SOURCE RECORDS =

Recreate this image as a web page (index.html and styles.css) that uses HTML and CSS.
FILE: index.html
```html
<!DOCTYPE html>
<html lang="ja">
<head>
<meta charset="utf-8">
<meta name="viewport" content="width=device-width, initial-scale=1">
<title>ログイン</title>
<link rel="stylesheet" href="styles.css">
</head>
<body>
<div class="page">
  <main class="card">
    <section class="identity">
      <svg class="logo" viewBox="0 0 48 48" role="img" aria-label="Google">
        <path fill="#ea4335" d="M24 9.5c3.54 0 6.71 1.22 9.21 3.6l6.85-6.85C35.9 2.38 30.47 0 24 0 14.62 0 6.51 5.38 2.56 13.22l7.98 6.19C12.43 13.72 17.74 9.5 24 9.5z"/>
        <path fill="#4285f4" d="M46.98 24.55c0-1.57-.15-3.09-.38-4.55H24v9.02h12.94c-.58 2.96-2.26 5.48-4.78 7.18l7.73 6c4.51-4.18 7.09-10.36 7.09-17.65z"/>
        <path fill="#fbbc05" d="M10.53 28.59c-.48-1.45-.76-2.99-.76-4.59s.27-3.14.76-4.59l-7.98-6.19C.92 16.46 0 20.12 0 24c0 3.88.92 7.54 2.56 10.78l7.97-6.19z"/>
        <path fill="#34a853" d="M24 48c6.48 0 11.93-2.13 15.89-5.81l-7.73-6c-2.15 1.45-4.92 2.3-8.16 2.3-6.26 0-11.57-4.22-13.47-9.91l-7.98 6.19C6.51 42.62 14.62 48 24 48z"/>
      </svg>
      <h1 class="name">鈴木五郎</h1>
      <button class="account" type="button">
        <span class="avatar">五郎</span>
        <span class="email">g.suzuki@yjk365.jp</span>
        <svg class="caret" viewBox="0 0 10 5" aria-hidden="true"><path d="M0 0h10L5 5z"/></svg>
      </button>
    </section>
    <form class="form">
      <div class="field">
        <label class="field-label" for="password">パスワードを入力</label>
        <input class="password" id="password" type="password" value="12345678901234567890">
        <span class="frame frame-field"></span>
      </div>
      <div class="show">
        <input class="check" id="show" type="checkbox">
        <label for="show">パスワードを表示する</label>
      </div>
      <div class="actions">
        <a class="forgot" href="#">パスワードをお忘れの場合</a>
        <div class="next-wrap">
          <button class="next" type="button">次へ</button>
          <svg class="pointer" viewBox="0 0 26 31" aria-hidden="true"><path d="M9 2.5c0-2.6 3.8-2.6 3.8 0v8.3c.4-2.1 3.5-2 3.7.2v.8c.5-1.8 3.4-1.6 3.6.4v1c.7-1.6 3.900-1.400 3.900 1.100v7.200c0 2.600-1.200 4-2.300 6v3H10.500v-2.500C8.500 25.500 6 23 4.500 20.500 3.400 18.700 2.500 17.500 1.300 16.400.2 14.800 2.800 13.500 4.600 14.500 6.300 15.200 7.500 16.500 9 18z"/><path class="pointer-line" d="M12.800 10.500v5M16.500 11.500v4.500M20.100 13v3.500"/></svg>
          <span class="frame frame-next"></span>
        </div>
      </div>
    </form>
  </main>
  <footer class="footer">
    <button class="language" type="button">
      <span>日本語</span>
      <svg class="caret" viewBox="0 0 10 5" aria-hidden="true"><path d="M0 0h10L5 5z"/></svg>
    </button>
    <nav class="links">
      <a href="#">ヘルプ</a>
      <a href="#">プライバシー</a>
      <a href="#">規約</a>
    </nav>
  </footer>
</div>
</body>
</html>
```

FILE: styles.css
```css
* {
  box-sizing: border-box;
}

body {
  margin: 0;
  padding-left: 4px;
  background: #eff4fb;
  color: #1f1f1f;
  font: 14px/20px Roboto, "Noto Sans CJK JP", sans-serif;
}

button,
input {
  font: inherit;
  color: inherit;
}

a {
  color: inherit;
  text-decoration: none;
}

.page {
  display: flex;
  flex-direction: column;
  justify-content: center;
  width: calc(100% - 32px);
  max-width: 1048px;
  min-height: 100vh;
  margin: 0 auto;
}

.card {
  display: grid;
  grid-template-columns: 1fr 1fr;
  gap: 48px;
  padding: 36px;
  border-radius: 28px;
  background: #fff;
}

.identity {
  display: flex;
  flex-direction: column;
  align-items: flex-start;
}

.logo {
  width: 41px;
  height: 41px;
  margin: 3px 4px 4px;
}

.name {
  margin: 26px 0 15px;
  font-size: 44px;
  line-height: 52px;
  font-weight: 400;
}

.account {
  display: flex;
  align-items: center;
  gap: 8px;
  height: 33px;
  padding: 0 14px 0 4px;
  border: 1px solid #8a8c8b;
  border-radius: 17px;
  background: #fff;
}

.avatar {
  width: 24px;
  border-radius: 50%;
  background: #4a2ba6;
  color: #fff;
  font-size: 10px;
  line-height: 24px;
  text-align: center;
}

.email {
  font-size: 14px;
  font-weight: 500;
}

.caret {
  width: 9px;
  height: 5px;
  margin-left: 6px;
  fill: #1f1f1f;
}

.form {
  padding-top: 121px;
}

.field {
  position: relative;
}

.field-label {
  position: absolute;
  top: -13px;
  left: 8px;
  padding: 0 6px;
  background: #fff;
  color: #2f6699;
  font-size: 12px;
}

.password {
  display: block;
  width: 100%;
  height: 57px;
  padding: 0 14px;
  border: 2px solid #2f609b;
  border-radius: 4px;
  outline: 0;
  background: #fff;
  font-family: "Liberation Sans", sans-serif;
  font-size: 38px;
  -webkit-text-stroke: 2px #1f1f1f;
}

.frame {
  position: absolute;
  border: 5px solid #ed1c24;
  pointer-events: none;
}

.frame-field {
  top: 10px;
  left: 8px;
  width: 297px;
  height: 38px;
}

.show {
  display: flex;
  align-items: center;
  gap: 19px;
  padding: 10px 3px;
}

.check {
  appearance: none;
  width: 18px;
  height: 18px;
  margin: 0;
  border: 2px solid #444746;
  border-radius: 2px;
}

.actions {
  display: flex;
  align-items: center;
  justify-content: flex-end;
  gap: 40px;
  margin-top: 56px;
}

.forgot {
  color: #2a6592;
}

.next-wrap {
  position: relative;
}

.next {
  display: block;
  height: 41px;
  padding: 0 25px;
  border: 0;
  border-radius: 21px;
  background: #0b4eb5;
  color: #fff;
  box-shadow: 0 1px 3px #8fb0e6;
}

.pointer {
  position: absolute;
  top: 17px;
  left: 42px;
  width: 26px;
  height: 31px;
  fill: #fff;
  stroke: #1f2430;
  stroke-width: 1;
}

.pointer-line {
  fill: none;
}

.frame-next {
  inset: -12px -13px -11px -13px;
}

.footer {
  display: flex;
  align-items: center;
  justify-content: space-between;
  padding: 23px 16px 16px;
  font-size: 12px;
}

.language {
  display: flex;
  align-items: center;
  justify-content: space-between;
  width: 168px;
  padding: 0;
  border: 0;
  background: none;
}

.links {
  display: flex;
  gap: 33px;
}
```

...

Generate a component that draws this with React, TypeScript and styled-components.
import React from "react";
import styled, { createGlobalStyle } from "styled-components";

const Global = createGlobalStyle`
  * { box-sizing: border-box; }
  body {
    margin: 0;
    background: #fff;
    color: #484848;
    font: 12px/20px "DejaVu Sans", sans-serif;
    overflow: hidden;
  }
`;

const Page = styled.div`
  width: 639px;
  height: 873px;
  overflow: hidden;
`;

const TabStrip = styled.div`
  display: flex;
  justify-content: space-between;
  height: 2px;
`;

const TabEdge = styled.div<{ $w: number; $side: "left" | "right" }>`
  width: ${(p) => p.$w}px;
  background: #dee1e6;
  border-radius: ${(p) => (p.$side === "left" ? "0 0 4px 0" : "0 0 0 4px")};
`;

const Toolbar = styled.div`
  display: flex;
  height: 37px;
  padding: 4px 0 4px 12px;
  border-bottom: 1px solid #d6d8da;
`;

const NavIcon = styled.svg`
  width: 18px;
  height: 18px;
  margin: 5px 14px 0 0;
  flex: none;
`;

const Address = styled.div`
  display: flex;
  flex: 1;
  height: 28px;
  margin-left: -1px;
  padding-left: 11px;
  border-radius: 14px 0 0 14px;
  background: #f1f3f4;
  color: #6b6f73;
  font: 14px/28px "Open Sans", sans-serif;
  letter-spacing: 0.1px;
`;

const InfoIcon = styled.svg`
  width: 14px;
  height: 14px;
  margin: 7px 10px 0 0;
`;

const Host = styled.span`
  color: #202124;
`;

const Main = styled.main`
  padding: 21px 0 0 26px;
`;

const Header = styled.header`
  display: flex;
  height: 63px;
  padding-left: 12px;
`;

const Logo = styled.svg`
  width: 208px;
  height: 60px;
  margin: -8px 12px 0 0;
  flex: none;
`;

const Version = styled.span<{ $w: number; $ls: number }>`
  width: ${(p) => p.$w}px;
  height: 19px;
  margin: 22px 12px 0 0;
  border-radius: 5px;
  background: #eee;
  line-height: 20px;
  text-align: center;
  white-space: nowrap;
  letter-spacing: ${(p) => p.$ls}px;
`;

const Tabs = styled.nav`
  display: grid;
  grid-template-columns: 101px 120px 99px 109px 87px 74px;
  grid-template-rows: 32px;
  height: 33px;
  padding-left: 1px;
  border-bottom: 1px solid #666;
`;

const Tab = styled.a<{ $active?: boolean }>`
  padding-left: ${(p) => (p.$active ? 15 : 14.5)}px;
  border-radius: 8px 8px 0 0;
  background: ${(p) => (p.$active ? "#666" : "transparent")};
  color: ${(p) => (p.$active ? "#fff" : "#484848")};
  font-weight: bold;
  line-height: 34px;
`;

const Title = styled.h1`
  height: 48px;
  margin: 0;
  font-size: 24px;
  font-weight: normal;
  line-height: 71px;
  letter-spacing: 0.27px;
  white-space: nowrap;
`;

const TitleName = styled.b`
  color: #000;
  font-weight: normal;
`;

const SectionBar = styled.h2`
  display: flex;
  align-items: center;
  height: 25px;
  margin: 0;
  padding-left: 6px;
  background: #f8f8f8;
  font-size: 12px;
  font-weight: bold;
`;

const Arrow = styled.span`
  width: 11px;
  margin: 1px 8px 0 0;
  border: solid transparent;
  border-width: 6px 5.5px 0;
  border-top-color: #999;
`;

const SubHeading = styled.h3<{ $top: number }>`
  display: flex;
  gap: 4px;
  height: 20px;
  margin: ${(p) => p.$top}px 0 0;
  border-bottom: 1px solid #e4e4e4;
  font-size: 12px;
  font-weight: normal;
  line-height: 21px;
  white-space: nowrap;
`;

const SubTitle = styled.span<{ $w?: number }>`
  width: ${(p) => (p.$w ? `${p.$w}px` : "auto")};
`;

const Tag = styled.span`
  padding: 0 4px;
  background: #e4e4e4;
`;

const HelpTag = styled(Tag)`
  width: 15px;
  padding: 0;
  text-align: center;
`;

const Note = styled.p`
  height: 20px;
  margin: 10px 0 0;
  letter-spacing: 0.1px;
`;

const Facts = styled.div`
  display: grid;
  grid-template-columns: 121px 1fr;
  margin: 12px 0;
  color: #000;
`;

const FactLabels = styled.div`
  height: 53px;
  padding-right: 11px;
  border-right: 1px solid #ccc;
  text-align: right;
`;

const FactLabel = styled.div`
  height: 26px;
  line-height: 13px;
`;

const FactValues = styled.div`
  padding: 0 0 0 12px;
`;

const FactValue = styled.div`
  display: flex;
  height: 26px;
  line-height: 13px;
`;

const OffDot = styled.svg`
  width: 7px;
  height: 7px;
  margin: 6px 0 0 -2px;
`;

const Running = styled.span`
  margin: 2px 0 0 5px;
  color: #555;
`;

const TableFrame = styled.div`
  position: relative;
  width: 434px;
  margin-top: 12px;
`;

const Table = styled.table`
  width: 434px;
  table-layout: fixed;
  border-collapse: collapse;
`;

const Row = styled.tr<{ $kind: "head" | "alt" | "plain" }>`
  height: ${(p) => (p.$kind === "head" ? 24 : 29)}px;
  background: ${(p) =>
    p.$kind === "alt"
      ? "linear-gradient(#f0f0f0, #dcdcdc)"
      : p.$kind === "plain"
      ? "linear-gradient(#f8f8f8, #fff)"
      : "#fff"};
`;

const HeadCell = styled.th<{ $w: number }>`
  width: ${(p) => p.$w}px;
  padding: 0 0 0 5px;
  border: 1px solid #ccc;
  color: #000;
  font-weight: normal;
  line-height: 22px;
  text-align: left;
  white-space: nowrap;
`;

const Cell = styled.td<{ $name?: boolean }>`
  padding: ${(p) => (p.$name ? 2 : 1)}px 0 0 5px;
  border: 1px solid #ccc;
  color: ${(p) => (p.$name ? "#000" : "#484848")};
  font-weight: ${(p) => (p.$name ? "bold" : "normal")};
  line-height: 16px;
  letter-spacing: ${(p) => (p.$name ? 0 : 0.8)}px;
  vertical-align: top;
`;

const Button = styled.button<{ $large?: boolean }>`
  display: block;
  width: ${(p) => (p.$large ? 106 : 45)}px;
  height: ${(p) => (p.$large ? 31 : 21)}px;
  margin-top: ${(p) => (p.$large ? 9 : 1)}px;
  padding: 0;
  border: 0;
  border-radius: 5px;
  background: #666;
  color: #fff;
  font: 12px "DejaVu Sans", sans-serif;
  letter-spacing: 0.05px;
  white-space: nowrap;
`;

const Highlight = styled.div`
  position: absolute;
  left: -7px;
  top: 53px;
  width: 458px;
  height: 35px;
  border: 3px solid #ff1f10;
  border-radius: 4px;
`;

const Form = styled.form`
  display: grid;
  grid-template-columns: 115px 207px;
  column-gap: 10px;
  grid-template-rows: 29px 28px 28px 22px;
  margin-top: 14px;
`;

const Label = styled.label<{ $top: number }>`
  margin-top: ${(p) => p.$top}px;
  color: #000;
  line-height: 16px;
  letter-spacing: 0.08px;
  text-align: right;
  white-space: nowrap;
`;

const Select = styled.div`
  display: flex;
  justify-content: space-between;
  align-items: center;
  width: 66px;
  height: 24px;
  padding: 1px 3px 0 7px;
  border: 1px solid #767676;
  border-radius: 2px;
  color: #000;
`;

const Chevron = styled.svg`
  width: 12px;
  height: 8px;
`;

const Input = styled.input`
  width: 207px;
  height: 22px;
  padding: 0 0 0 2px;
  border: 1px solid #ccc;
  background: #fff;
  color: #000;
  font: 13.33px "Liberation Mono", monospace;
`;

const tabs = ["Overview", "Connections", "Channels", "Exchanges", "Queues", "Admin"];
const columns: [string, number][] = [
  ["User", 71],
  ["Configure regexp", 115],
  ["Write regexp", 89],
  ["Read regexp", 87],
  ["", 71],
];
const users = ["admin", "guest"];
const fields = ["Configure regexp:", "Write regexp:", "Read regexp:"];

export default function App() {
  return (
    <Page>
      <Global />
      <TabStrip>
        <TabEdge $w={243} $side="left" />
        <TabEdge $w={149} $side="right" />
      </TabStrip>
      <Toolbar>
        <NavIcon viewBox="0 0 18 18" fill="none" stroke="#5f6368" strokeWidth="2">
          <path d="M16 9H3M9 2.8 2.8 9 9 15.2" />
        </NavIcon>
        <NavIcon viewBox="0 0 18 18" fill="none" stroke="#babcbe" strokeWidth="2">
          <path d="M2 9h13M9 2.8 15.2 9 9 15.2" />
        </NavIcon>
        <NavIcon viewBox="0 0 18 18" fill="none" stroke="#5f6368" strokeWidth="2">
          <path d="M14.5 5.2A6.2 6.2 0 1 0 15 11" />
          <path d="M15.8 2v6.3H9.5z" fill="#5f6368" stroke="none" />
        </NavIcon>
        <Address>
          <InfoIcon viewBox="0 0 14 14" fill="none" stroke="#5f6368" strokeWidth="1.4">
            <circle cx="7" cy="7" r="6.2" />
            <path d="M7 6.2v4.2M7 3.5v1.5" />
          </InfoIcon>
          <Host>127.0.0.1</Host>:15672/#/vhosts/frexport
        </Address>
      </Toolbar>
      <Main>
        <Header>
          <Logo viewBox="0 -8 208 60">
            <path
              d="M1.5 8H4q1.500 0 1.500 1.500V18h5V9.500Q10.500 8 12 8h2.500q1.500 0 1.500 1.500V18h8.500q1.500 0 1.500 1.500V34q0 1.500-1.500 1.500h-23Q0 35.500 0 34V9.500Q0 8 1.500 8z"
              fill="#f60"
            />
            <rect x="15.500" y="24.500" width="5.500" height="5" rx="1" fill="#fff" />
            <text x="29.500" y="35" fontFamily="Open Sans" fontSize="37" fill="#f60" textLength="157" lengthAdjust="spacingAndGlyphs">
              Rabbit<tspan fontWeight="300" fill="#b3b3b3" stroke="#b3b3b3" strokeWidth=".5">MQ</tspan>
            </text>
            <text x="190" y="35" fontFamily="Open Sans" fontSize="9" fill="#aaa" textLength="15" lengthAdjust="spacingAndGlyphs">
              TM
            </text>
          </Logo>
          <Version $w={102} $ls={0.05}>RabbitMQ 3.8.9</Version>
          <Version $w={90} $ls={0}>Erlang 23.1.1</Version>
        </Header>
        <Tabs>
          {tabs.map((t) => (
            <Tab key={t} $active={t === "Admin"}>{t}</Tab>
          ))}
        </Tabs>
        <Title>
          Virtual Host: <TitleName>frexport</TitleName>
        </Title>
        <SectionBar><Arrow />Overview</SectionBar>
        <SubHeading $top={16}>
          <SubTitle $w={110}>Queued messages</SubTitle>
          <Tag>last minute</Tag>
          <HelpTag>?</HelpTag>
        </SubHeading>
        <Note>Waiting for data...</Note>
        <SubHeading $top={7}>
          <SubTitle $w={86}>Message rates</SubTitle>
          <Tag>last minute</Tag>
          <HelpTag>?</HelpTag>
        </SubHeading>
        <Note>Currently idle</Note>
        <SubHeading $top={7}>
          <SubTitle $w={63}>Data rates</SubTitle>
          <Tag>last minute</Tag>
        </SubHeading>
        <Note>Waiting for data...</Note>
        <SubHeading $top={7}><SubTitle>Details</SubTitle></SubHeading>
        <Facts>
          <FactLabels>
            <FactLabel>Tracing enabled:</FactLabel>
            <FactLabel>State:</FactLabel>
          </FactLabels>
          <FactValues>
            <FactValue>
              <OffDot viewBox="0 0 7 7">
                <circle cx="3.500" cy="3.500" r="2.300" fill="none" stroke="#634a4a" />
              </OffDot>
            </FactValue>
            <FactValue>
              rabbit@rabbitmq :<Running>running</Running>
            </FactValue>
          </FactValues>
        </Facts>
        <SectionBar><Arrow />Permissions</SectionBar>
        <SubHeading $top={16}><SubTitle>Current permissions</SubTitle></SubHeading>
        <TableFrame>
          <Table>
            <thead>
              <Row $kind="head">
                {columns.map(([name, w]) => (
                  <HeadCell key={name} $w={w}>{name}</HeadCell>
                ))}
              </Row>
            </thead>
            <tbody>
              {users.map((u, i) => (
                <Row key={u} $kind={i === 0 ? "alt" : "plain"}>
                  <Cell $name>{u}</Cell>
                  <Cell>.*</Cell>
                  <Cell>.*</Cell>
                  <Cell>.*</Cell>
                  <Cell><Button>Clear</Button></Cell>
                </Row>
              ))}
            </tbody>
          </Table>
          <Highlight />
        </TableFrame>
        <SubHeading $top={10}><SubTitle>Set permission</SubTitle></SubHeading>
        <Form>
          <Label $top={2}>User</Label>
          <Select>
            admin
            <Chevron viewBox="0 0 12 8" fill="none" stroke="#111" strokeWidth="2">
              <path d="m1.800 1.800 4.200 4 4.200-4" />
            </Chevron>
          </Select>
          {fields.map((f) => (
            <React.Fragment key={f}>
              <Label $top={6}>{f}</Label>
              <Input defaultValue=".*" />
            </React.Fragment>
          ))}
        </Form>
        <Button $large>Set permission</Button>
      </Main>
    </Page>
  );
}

TASK DIRECTIONS =
Isolate the lines above that contain the word "this" and copy them.

COMPLETE RESPONSE =
Recreate this image as a web page (index.html and styles.css) that uses HTML and CSS.
Generate a component that draws this with React, TypeScript and styled-components.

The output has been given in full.